_WRITTEN PROBLEM_
Every line below that holds the string "this" should be copied out.

_DATASET CONTENT_

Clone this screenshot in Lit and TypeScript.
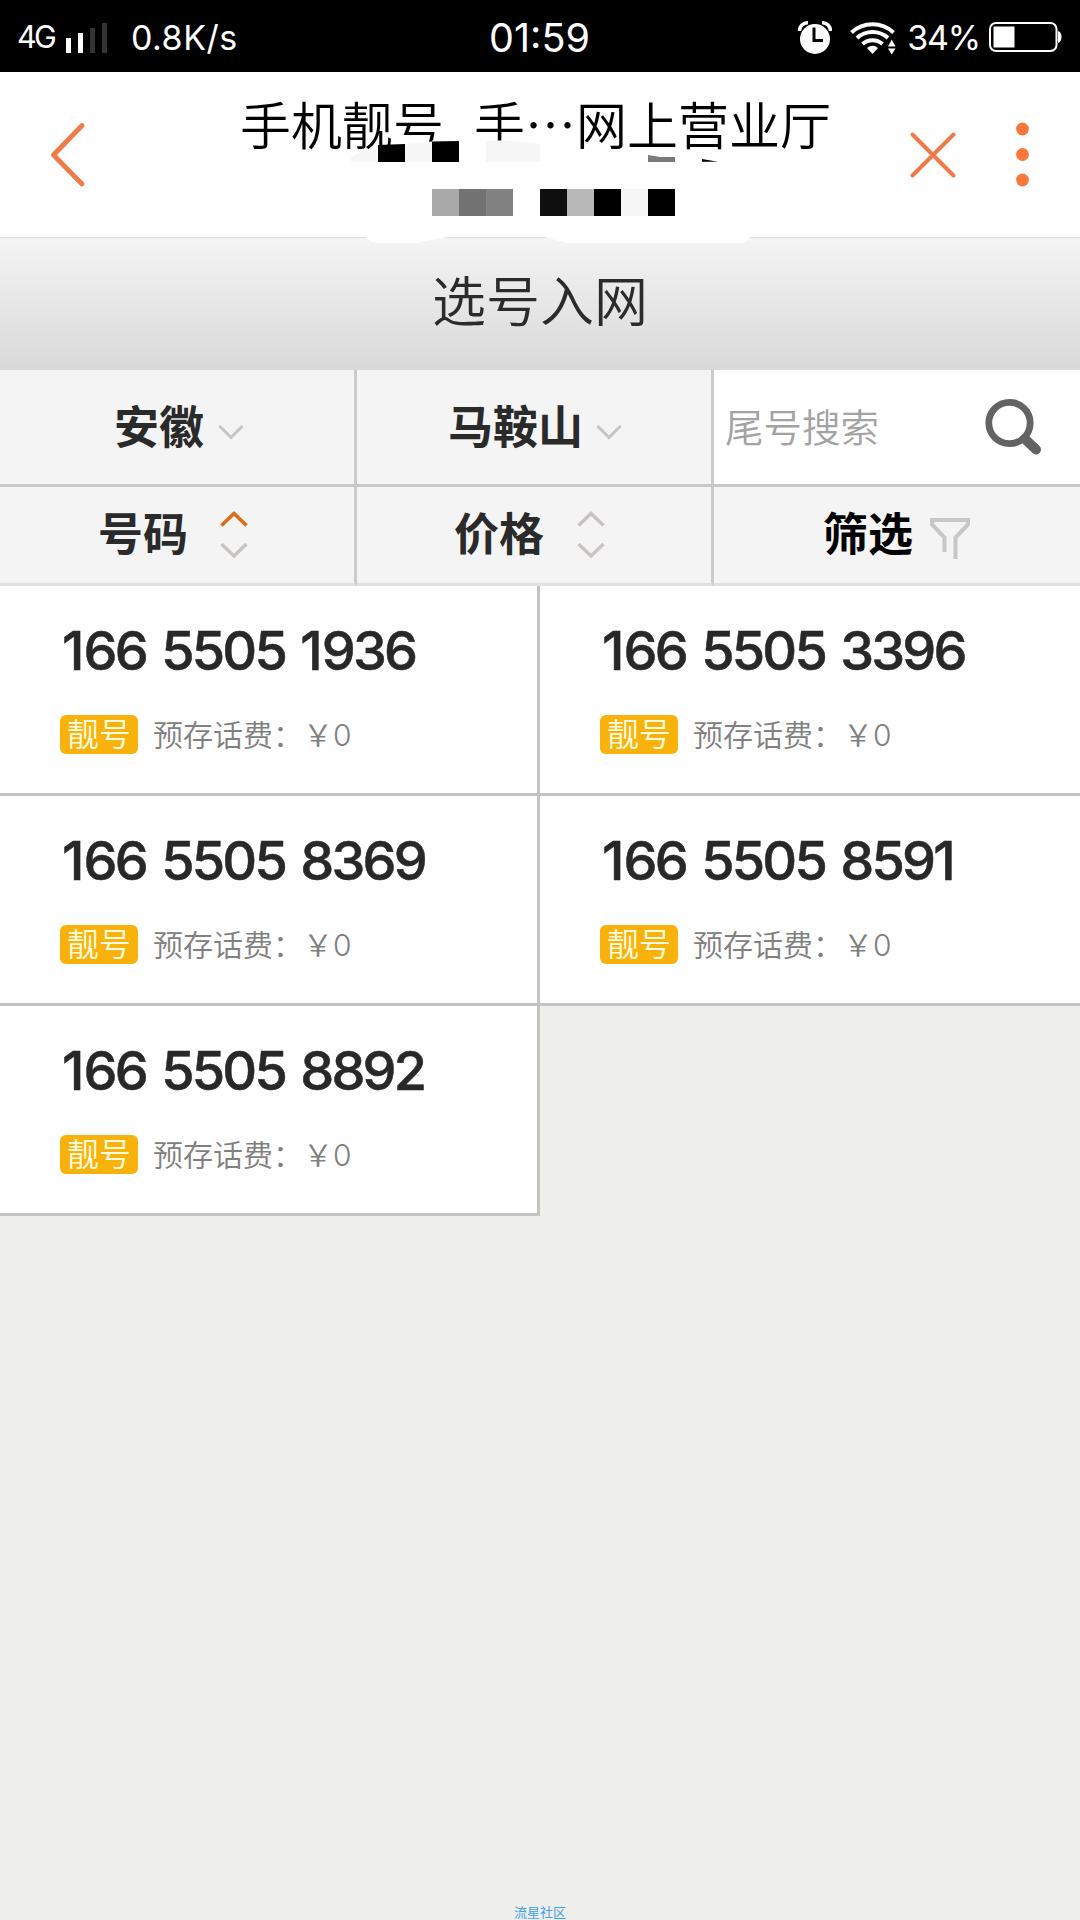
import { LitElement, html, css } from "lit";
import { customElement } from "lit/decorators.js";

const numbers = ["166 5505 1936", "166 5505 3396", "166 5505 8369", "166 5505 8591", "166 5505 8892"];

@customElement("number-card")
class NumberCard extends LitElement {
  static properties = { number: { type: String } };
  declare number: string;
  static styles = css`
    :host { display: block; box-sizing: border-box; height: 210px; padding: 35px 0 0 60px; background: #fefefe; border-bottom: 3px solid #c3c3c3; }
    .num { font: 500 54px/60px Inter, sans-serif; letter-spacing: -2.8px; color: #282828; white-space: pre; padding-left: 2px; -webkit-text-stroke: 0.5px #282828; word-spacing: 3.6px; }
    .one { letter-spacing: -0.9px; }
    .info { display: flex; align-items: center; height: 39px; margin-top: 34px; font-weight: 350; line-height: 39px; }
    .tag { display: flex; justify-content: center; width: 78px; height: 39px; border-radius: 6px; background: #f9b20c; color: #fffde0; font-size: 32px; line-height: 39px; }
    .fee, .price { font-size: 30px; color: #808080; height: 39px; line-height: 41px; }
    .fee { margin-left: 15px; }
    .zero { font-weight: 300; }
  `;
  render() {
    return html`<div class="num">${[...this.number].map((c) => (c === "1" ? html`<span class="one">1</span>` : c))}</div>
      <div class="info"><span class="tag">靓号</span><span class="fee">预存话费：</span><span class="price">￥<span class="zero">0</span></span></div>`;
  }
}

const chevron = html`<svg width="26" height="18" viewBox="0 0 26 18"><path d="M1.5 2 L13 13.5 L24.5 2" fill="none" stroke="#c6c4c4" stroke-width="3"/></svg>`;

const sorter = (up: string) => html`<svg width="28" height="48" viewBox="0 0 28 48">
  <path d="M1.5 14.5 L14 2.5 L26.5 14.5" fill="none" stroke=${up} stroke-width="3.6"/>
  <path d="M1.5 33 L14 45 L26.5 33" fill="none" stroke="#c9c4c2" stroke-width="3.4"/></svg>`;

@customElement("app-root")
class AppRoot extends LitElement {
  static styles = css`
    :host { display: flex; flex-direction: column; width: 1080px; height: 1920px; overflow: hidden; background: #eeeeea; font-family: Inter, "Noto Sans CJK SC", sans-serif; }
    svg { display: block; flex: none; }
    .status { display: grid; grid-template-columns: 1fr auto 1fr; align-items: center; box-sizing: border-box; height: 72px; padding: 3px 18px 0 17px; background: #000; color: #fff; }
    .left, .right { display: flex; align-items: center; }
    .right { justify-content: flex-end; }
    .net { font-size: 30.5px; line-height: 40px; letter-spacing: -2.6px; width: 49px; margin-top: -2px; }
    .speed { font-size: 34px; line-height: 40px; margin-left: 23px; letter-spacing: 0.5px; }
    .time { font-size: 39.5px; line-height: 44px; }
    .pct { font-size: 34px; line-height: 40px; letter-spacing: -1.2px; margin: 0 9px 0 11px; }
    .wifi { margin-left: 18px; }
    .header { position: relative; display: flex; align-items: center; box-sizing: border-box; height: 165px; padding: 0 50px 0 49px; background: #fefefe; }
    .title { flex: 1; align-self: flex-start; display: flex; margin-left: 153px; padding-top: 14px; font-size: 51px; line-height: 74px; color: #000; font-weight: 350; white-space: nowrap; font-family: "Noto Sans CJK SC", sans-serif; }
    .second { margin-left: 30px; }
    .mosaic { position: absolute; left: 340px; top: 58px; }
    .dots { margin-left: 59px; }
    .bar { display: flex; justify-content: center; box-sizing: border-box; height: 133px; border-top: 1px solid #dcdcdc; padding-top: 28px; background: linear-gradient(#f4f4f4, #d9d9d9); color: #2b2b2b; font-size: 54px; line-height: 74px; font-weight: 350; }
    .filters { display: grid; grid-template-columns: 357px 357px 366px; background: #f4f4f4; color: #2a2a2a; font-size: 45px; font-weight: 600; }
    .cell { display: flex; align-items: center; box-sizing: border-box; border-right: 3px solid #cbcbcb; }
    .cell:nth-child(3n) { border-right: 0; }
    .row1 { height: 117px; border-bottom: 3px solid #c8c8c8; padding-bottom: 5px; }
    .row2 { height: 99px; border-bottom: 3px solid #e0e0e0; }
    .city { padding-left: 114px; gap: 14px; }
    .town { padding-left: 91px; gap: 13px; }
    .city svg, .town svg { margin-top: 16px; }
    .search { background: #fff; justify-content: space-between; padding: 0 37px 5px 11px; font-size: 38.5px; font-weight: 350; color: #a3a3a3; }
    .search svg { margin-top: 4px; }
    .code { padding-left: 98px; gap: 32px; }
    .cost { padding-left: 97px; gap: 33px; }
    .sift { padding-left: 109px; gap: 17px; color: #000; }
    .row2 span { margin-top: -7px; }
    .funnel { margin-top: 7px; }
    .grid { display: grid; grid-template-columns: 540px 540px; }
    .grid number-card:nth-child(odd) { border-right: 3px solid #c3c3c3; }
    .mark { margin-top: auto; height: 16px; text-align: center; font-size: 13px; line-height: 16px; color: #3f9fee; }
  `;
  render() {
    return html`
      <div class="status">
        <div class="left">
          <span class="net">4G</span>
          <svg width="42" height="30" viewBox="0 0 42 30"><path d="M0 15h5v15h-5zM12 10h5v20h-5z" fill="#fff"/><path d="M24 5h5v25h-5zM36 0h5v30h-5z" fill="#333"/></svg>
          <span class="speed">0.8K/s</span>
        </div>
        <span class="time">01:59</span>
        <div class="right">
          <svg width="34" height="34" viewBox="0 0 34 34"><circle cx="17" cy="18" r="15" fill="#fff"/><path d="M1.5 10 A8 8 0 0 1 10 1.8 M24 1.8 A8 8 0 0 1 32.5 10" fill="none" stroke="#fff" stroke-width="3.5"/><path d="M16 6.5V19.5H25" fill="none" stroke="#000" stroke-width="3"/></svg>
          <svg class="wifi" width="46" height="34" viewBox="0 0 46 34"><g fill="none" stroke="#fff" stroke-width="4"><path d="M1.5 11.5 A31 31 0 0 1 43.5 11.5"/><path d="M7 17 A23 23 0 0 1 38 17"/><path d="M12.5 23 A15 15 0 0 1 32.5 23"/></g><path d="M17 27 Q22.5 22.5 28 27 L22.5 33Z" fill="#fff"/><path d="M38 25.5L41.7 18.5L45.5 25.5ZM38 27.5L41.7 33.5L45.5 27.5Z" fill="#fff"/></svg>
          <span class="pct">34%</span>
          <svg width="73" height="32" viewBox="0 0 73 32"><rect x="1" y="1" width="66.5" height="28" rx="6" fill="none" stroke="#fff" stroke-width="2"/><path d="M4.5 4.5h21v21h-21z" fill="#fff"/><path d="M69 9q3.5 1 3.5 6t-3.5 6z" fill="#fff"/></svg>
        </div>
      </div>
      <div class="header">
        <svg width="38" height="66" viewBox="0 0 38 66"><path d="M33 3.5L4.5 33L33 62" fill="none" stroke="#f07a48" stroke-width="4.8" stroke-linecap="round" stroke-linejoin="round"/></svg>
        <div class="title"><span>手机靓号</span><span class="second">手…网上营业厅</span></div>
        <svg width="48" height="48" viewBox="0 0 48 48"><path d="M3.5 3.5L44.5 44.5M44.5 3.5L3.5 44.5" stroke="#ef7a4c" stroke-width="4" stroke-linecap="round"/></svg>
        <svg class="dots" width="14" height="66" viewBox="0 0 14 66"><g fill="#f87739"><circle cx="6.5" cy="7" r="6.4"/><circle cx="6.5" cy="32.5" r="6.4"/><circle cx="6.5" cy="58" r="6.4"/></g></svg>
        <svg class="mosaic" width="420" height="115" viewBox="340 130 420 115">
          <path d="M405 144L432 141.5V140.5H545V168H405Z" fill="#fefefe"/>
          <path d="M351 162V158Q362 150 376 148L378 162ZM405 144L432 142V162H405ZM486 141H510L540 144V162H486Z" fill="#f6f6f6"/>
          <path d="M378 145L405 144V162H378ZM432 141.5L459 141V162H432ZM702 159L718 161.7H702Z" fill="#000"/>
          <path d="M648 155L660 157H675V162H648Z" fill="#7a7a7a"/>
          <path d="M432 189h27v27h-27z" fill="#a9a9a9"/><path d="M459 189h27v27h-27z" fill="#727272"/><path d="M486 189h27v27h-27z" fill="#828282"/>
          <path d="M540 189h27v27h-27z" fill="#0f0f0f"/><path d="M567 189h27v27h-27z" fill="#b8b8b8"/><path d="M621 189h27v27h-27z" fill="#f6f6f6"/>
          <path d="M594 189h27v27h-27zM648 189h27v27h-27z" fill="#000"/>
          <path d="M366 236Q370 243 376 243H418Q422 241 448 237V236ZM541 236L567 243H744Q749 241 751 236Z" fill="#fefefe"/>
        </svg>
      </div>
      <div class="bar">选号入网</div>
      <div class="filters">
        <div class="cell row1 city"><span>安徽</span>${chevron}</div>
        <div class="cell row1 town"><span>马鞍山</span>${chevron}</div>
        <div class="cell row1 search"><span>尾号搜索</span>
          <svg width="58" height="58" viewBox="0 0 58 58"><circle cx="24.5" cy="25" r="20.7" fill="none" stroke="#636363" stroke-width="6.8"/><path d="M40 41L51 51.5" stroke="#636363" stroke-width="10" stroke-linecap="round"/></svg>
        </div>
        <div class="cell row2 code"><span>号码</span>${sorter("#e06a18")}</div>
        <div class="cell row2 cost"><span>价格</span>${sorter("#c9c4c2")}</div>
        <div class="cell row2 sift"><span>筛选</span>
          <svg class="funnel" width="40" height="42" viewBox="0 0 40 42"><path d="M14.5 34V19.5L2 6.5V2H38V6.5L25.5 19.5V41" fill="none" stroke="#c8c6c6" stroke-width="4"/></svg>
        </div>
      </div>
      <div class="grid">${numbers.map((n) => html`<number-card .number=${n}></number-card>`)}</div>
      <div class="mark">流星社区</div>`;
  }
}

_COMPLETE RESPONSE_
Clone this screenshot in Lit and TypeScript.
    return html`<div class="num">${[...this.number].map((c) => (c === "1" ? html`<span class="one">1</span>` : c))}</div>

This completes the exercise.